*Exercise requirements*.
Drop every picture and give the entries back exactly.

*Entries shown*.

┌────────

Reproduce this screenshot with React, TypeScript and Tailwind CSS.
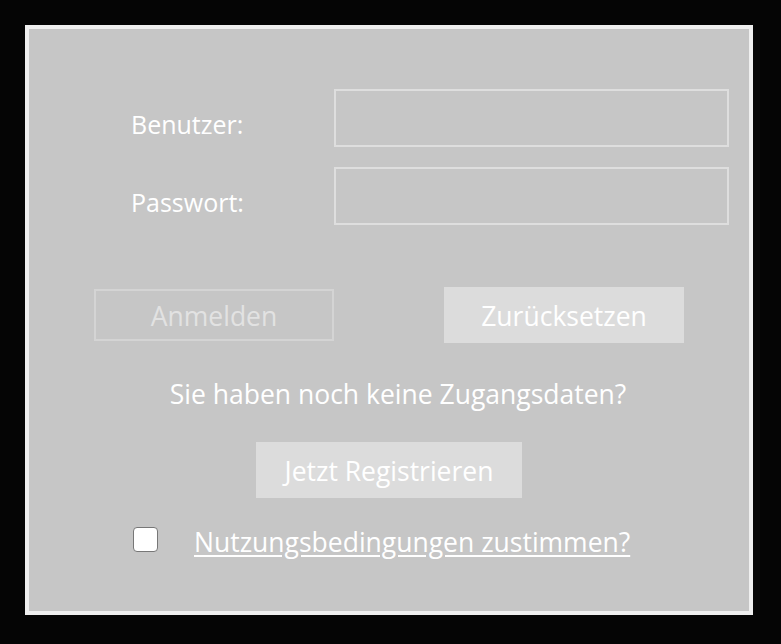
import { useState } from 'react'

const font = { fontFamily: '"Open Sans", "Noto Sans", sans-serif' }

function Field({ label, type = 'text' }: { label: string; type?: string }) {
    return (
        <div className="flex items-center">
            <label className="w-[305px] pl-[102px] pt-[14px] text-[25px] text-white">{label}</label>
            <input
                type={type}
                className="h-[58px] w-[395px] border-2 border-[#dedede] bg-transparent px-2 text-[20px] text-white outline-none"
            />
        </div>
    )
}

export default function App() {
    const [agreed, setAgreed] = useState(false)

    return (
        <div className="min-h-[644px] w-full bg-[#050505] pl-[25px] pt-[25px]" style={font}>
            <div className="flex h-[590px] w-[728px] flex-col border-4 border-[#efefef] bg-[#c6c6c6]">
                <div className="mt-[60px] flex flex-col gap-[20px]">
                    <Field label="Benutzer:" />
                    <Field label="Passwort:" type="password" />
                </div>

                <div className="mt-[62px] flex h-[56px] items-center">
                    <button
                        disabled
                        className="ml-[65px] h-[52px] w-[240px] border-2 border-[#d4d4d4] pt-[3px] text-[26.5px] text-[#e2e2e2]"
                    >
                        Anmelden
                    </button>
                    <button className="ml-[110px] h-[56px] w-[240px] bg-[#dcdcdc] pt-[3px] text-[26.5px] text-white">
                        Zurücksetzen
                    </button>
                </div>

                <p className="mt-[35px] h-[32px] pl-[18px] text-center text-[26.5px] leading-[32px] text-white">
                    Sie haben noch keine Zugangsdaten?
                </p>

                <button className="mx-auto mt-[32px] h-[56px] w-[266px] bg-[#dcdcdc] pt-[3px] text-[26.5px] text-white">
                    Jetzt Registrieren
                </button>

                <div className="mt-[29px] flex items-start">
                    <input
                        type="checkbox"
                        checked={agreed}
                        onChange={(e) => setAgreed(e.target.checked)}
                        className="ml-[104px] h-[25px] w-[25px] appearance-none rounded-[4px] border border-[#777777] bg-white"
                    />
                    <a
                        href="#"
                        className="-mt-px ml-[36px] text-[26.5px] leading-[32px] text-white underline underline-offset-[3px]"
                    >
                        Nutzungsbedingungen zustimmen?
                    </a>
                </div>
            </div>
        </div>
    )
}
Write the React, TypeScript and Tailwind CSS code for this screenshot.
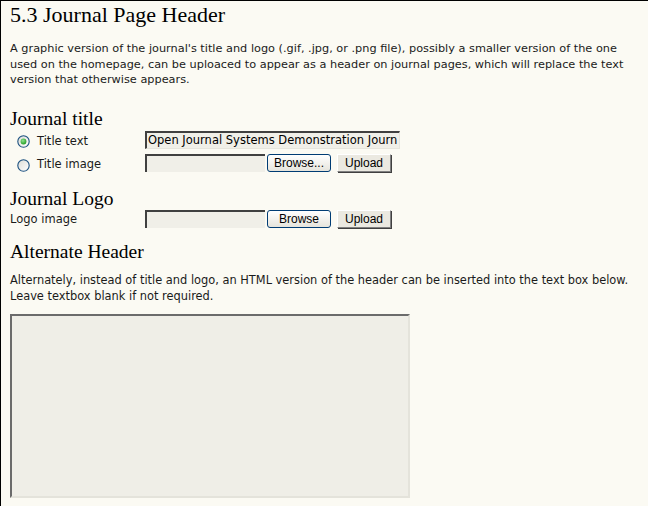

└────────

*Exercise response*.
Reproduce this screenshot with React, TypeScript and Tailwind CSS.
import { useState } from 'react'

const font = { fontFamily: '"Open Sans", "Noto Sans", sans-serif' }

function Field({ label, type = 'text' }: { label: string; type?: string }) {
    return (
        <div className="flex items-center">
            <label className="w-[305px] pl-[102px] pt-[14px] text-[25px] text-white">{label}</label>
            <input
                type={type}
                className="h-[58px] w-[395px] border-2 border-[#dedede] bg-transparent px-2 text-[20px] text-white outline-none"
            />
        </div>
    )
}

export default function App() {
    const [agreed, setAgreed] = useState(false)

    return (
        <div className="min-h-[644px] w-full bg-[#050505] pl-[25px] pt-[25px]" style={font}>
            <div className="flex h-[590px] w-[728px] flex-col border-4 border-[#efefef] bg-[#c6c6c6]">
                <div className="mt-[60px] flex flex-col gap-[20px]">
                    <Field label="Benutzer:" />
                    <Field label="Passwort:" type="password" />
                </div>

                <div className="mt-[62px] flex h-[56px] items-center">
                    <button
                        disabled
                        className="ml-[65px] h-[52px] w-[240px] border-2 border-[#d4d4d4] pt-[3px] text-[26.5px] text-[#e2e2e2]"
                    >
                        Anmelden
                    </button>
                    <button className="ml-[110px] h-[56px] w-[240px] bg-[#dcdcdc] pt-[3px] text-[26.5px] text-white">
                        Zurücksetzen
                    </button>
                </div>

                <p className="mt-[35px] h-[32px] pl-[18px] text-center text-[26.5px] leading-[32px] text-white">
                    Sie haben noch keine Zugangsdaten?
                </p>

                <button className="mx-auto mt-[32px] h-[56px] w-[266px] bg-[#dcdcdc] pt-[3px] text-[26.5px] text-white">
                    Jetzt Registrieren
                </button>

                <div className="mt-[29px] flex items-start">
                    <input
                        type="checkbox"
                        checked={agreed}
                        onChange={(e) => setAgreed(e.target.checked)}
                        className="ml-[104px] h-[25px] w-[25px] appearance-none rounded-[4px] border border-[#777777] bg-white"
                    />
                    <a
                        href="#"
                        className="-mt-px ml-[36px] text-[26.5px] leading-[32px] text-white underline underline-offset-[3px]"
                    >
                        Nutzungsbedingungen zustimmen?
                    </a>
                </div>
            </div>
        </div>
    )
}
Write the React, TypeScript and Tailwind CSS code for this screenshot.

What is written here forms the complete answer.